• INSTRUCTIONS TO FOLLOW: Copy the full set of lines exactly as given.

• Code that builds pages:
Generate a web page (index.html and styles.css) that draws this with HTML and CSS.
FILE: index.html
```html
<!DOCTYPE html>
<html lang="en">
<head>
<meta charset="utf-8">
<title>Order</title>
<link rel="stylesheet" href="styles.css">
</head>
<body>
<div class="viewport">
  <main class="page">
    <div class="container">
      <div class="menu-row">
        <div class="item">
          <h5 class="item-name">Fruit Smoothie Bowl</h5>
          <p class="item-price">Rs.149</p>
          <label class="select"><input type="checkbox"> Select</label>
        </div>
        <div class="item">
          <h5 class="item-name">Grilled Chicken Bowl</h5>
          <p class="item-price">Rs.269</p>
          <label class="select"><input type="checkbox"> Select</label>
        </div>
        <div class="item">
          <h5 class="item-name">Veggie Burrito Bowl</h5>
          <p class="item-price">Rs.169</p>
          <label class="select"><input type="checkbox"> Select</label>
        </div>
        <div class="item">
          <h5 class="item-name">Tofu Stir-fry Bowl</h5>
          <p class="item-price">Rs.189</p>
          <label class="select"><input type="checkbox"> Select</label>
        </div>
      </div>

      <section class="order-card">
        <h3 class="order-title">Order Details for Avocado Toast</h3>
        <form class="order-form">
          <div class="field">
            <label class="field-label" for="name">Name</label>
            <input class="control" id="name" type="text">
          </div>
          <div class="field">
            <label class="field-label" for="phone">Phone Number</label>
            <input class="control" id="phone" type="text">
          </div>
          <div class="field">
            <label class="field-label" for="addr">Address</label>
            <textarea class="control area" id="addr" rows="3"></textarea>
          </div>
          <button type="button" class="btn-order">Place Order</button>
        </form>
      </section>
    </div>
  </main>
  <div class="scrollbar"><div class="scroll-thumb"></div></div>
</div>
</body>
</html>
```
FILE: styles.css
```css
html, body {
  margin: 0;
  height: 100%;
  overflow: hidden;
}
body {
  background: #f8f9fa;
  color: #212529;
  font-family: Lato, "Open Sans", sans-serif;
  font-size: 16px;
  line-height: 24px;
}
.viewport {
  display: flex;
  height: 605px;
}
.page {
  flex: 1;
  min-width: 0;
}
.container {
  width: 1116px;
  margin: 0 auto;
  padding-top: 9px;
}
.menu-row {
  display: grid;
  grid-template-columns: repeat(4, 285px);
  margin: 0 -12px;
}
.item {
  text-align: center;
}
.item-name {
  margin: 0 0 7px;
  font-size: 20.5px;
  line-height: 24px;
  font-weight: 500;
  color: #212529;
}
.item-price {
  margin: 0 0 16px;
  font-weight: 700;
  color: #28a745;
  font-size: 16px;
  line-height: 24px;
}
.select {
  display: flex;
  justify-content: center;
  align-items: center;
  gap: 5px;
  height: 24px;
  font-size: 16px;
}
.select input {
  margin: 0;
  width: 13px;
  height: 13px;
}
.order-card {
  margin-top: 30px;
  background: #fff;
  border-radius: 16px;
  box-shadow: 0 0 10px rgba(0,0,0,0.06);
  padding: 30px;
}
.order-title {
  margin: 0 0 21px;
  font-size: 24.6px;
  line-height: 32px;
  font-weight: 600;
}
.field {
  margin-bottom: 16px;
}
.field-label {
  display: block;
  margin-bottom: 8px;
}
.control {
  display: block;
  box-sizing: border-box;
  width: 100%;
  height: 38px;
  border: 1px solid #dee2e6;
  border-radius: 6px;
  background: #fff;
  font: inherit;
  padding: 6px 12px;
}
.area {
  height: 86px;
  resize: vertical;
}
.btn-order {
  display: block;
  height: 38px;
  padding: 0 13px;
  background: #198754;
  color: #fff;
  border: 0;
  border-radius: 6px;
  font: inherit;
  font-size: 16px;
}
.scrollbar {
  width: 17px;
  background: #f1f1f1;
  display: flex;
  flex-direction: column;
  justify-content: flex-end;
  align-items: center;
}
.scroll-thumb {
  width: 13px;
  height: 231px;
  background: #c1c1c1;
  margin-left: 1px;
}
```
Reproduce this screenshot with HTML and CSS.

• OUTPUT BELOW:
Generate a web page (index.html and styles.css) that draws this with HTML and CSS.
FILE: index.html
```html
<!DOCTYPE html>
<html lang="en">
<head>
<meta charset="utf-8">
<title>Order</title>
<link rel="stylesheet" href="styles.css">
</head>
<body>
<div class="viewport">
  <main class="page">
    <div class="container">
      <div class="menu-row">
        <div class="item">
          <h5 class="item-name">Fruit Smoothie Bowl</h5>
          <p class="item-price">Rs.149</p>
          <label class="select"><input type="checkbox"> Select</label>
        </div>
        <div class="item">
          <h5 class="item-name">Grilled Chicken Bowl</h5>
          <p class="item-price">Rs.269</p>
          <label class="select"><input type="checkbox"> Select</label>
        </div>
        <div class="item">
          <h5 class="item-name">Veggie Burrito Bowl</h5>
          <p class="item-price">Rs.169</p>
          <label class="select"><input type="checkbox"> Select</label>
        </div>
        <div class="item">
          <h5 class="item-name">Tofu Stir-fry Bowl</h5>
          <p class="item-price">Rs.189</p>
          <label class="select"><input type="checkbox"> Select</label>
        </div>
      </div>

      <section class="order-card">
        <h3 class="order-title">Order Details for Avocado Toast</h3>
        <form class="order-form">
          <div class="field">
            <label class="field-label" for="name">Name</label>
            <input class="control" id="name" type="text">
          </div>
          <div class="field">
            <label class="field-label" for="phone">Phone Number</label>
            <input class="control" id="phone" type="text">
          </div>
          <div class="field">
            <label class="field-label" for="addr">Address</label>
            <textarea class="control area" id="addr" rows="3"></textarea>
          </div>
          <button type="button" class="btn-order">Place Order</button>
        </form>
      </section>
    </div>
  </main>
  <div class="scrollbar"><div class="scroll-thumb"></div></div>
</div>
</body>
</html>
```
FILE: styles.css
```css
html, body {
  margin: 0;
  height: 100%;
  overflow: hidden;
}
body {
  background: #f8f9fa;
  color: #212529;
  font-family: Lato, "Open Sans", sans-serif;
  font-size: 16px;
  line-height: 24px;
}
.viewport {
  display: flex;
  height: 605px;
}
.page {
  flex: 1;
  min-width: 0;
}
.container {
  width: 1116px;
  margin: 0 auto;
  padding-top: 9px;
}
.menu-row {
  display: grid;
  grid-template-columns: repeat(4, 285px);
  margin: 0 -12px;
}
.item {
  text-align: center;
}
.item-name {
  margin: 0 0 7px;
  font-size: 20.5px;
  line-height: 24px;
  font-weight: 500;
  color: #212529;
}
.item-price {
  margin: 0 0 16px;
  font-weight: 700;
  color: #28a745;
  font-size: 16px;
  line-height: 24px;
}
.select {
  display: flex;
  justify-content: center;
  align-items: center;
  gap: 5px;
  height: 24px;
  font-size: 16px;
}
.select input {
  margin: 0;
  width: 13px;
  height: 13px;
}
.order-card {
  margin-top: 30px;
  background: #fff;
  border-radius: 16px;
  box-shadow: 0 0 10px rgba(0,0,0,0.06);
  padding: 30px;
}
.order-title {
  margin: 0 0 21px;
  font-size: 24.6px;
  line-height: 32px;
  font-weight: 600;
}
.field {
  margin-bottom: 16px;
}
.field-label {
  display: block;
  margin-bottom: 8px;
}
.control {
  display: block;
  box-sizing: border-box;
  width: 100%;
  height: 38px;
  border: 1px solid #dee2e6;
  border-radius: 6px;
  background: #fff;
  font: inherit;
  padding: 6px 12px;
}
.area {
  height: 86px;
  resize: vertical;
}
.btn-order {
  display: block;
  height: 38px;
  padding: 0 13px;
  background: #198754;
  color: #fff;
  border: 0;
  border-radius: 6px;
  font: inherit;
  font-size: 16px;
}
.scrollbar {
  width: 17px;
  background: #f1f1f1;
  display: flex;
  flex-direction: column;
  justify-content: flex-end;
  align-items: center;
}
.scroll-thumb {
  width: 13px;
  height: 231px;
  background: #c1c1c1;
  margin-left: 1px;
}
```
Reproduce this screenshot with HTML and CSS.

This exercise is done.